How can we make a difference, it seems we are screwed. The only way that we can make a difference, is to get products from the sources that seem the least harmful (choose the better of the evils), in other words lets collectively use our power to get rid of bad systems. On that note, WTF is wrong with companies!
Seriously, a bike with a battery being labeled green!
Think about the impact of bread and multiply it by 100 and then you will get the harm being made by the production of these “green’ Bikes. I mean look at all the crap you have to manufacture for these things.
So I hope that made you think a little about the word Green. now the real way to go is with a Sustainable bike, made from sustainable things. A good alternative is the Bamboo Bike. Bamboo= !!! <3 <3 =)
Check these babies out:
there is even a tutorial online to make your own. Kinda like making your own bread.

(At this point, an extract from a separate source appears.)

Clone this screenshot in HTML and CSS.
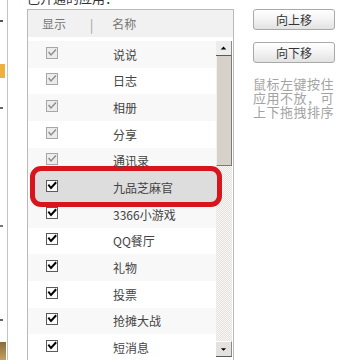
FILE: index.html
```html
<!DOCTYPE html>
<html>
<head>
<meta charset="utf-8">
<link rel="stylesheet" href="styles.css">
</head>
<body>
<div class="strip">
  <span class="mk mk1"></span>
  <span class="mk mk2"></span>
  <span class="mk mk3"></span>
  <span class="mk mk4"></span>
  <span class="mk mk5"></span>
  <span class="mk mk6"></span>
</div>
<div class="main">
  <div class="col-left">
    <div class="title"><span>已开通的应用：</span></div>
    <div class="box">
      <div class="head">
        <span class="h-show">显示</span>
        <span class="h-sep">|</span>
        <span class="h-name">名称</span>
      </div>
      <div class="body">
        <div class="list">
          <div class="row"><svg class="cb dis" viewBox="0 0 12 12"><rect x="0.5" y="0.5" width="11" height="11"/><path d="M3 5.5 L5 8 L9.5 3"/></svg><span class="name">说说</span></div>
          <div class="row"><svg class="cb dis" viewBox="0 0 12 12"><rect x="0.5" y="0.5" width="11" height="11"/><path d="M3 5.5 L5 8 L9.5 3"/></svg><span class="name">日志</span></div>
          <div class="row"><svg class="cb dis" viewBox="0 0 12 12"><rect x="0.5" y="0.5" width="11" height="11"/><path d="M3 5.5 L5 8 L9.5 3"/></svg><span class="name">相册</span></div>
          <div class="row"><svg class="cb dis" viewBox="0 0 12 12"><rect x="0.5" y="0.5" width="11" height="11"/><path d="M3 5.5 L5 8 L9.5 3"/></svg><span class="name">分享</span></div>
          <div class="row"><svg class="cb dis" viewBox="0 0 12 12"><rect x="0.5" y="0.5" width="11" height="11"/><path d="M3 5.5 L5 8 L9.5 3"/></svg><span class="name">通讯录</span></div>
          <div class="row sel"><svg class="cb on" viewBox="0 0 12 12"><rect x="0.5" y="0.5" width="11" height="11"/><path d="M3 5.5 L5 8 L9.5 3"/></svg><span class="name">九品芝麻官</span></div>
          <div class="row"><svg class="cb on" viewBox="0 0 12 12"><rect x="0.5" y="0.5" width="11" height="11"/><path d="M3 5.5 L5 8 L9.5 3"/></svg><span class="name">3366小游戏</span></div>
          <div class="row"><svg class="cb on" viewBox="0 0 12 12"><rect x="0.5" y="0.5" width="11" height="11"/><path d="M3 5.5 L5 8 L9.5 3"/></svg><span class="name">QQ餐厅</span></div>
          <div class="row"><svg class="cb on" viewBox="0 0 12 12"><rect x="0.5" y="0.5" width="11" height="11"/><path d="M3 5.5 L5 8 L9.5 3"/></svg><span class="name">礼物</span></div>
          <div class="row"><svg class="cb on" viewBox="0 0 12 12"><rect x="0.5" y="0.5" width="11" height="11"/><path d="M3 5.5 L5 8 L9.5 3"/></svg><span class="name">投票</span></div>
          <div class="row"><svg class="cb on" viewBox="0 0 12 12"><rect x="0.5" y="0.5" width="11" height="11"/><path d="M3 5.5 L5 8 L9.5 3"/></svg><span class="name">抢摊大战</span></div>
          <div class="row"><svg class="cb on" viewBox="0 0 12 12"><rect x="0.5" y="0.5" width="11" height="11"/><path d="M3 5.5 L5 8 L9.5 3"/></svg><span class="name">短消息</span></div>
        </div>
        <div class="scroll">
          <div class="sb-btn"><svg viewBox="0 0 16 15" class="arr"><path d="M5 9 L11 9 L8 6 Z"/></svg></div>
          <div class="sb-thumb"></div>
          <div class="sb-track"></div>
          <div class="sb-btn down"><svg viewBox="0 0 16 16" class="arr"><path d="M5 7 L11 7 L8 10 Z"/></svg></div>
        </div>
      </div>
    </div>
  </div>
  <div class="col-right">
    <button class="btn">向上移</button>
    <button class="btn second">向下移</button>
    <p class="hint">鼠标左键按住<br>应用不放，可<br>上下拖拽排序</p>
  </div>
</div>
</body>
</html>
```

FILE: styles.css
```css
html, body {
  margin: 0;
  padding: 0;
  background: #fff;
}
body {
  width: 360px;
  height: 360px;
  overflow: hidden;
  display: flex;
  font-family: "Noto Sans CJK SC", "Noto Sans", sans-serif;
  font-size: 12px;
  color: #444;
}
.strip {
  width: 7px;
  height: 360px;
  border-right: 1px solid #c4c4c4;
  display: flex;
  flex-direction: column;
  flex: none;
}
.mk { display: block; flex: none; }
.mk1 { width: 3px; height: 2px; background: #555; margin-top: 20px; }
.mk2 { width: 5px; height: 14px; background: #f0b040; margin-top: 42px; }
.mk3 { width: 3px; height: 2px; background: #666; margin-top: 29px; }
.mk4 { width: 3px; height: 2px; background: #777; margin-top: 116px; }
.mk5 { width: 3px; height: 2px; background: #666; margin-top: 92px; }
.mk6 { width: 6px; height: 20px; background: linear-gradient(#8a6a3a, #c9a864); margin-top: 21px; }

.main {
  display: flex;
  padding-left: 19px;
  flex: none;
}
.col-left {
  width: 207px;
  flex: none;
}
.title {
  height: 9px;
  overflow: hidden;
}
.title span {
  display: block;
  font-size: 13px;
  line-height: 13px;
  margin-top: -9px;
  color: #333;
}
.box {
  border: 1px solid #b9b9b9;
  border-bottom: none;
  height: 360px;
}
.head {
  height: 27px;
  background: #f1f1f1;
  display: flex;
  align-items: center;
  color: #777;
  font-size: 12px;
}
.h-show { margin-left: 14px; }
.h-sep { margin-left: 24px; color: #999; font-size: 12px; transform: scaleY(1.1); }
.h-name { margin-left: 19px; }

.body {
  display: flex;
  padding-top: 4px;
  position: relative;
}
.list {
  width: 188px;
  flex: none;
}
.row {
  height: 26.67px;
  display: flex;
  align-items: center;
  position: relative;
}
.row:nth-child(odd) { background: #f8f8f8; }
.cb {
  width: 12px;
  height: 12px;
  margin-left: 18px;
  margin-top: -3px;
  flex: none;
  position: relative;
  z-index: 2;
}
.cb rect { stroke-width: 1; }
.cb path { fill: none; stroke-linecap: square; }
.cb.dis rect { fill: #ececec; stroke: #a6a6a6; }
.cb.dis path { stroke: #8c8c8c; stroke-width: 1.4; }
.cb.on rect { fill: #fbfbfb; stroke: #5a5a5a; }
.cb.on path { stroke: #000; stroke-width: 2; }
.name {
  margin-left: 55px;
  color: #444;
  position: relative;
  z-index: 2;
  white-space: nowrap;
}
.row.sel { background: transparent; }
.row.sel::before {
  content: "";
  position: absolute;
  left: 2px;
  right: -6px;
  top: -8px;
  bottom: -6px;
  border: 5px solid #d8141c;
  border-radius: 11px;
  background: #dddddd;
  z-index: 1;
}

.scroll {
  width: 16px;
  flex: none;
  display: flex;
  flex-direction: column;
  border-right: 1px solid #fff;
}
.sb-btn {
  height: 15px;
  background: #ededed;
  border-bottom: 1px solid #5a5a5a;
  border-right: 1px solid #8a8a8a;
  box-sizing: border-box;
  flex: none;
}
.sb-btn.down {
  height: 16px;
  border-top: 1px solid #fff;
  background: #e4e2de;
}
.arr { width: 15px; height: 14px; display: block; }
.arr path { fill: #000; }
.sb-thumb {
  height: 110px;
  background: #d6d2c9;
  border-left: 1px solid #f4f2ee;
  border-right: 1px solid #7a7a7a;
  border-bottom: 1px solid #7a7a7a;
  box-sizing: border-box;
  flex: none;
}
.sb-track {
  height: 175px;
  flex: none;
  background-color: #f2f1ee;
  background-image: repeating-conic-gradient(#e4e2dd 0 25%, #f8f7f5 0 50%);
  background-size: 2px 2px;
}

.col-right {
  margin-left: 19px;
  width: 82px;
  display: flex;
  flex-direction: column;
  flex: none;
}
.btn {
  width: 82px;
  height: 21px;
  margin-top: 9px;
  padding: 0;
  border: 1px solid #a9a9a9;
  border-radius: 3px;
  background: linear-gradient(#ffffff, #f3f3f3 50%, #e2e2e2);
  font-family: "Noto Sans CJK SC", "Noto Sans", sans-serif;
  font-size: 12px;
  color: #333;
  line-height: 19px;
}
.btn.second { margin-top: 12px; }
.hint {
  margin: 14px 0 0 0;
  font-size: 13px;
  line-height: 14px;
  letter-spacing: 0.5px;
  color: #a3a3a3;
  white-space: nowrap;
}
```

now this prototype may still need work to be fully sustainable, but its a great start. So shame on green washing companies. “green” bike, LOL.
Summary:
I am not encouraging you to “buy” sustainable products or to “buy” anything at all! I’m encouraging you to see what stuff you can deal with out (story of stuff), and what things you should make on your own(how stuff is made). Instead of recycling that glass container, see if you can re-use it. Also it is good to tell your friends to not buy stupid stuff too. Like jeans that tell you to be stupid. Its time to be smart and its time to make sure that the people around us get smart too.
The problem is Cultural. Lets try to make our culture, the human culture better.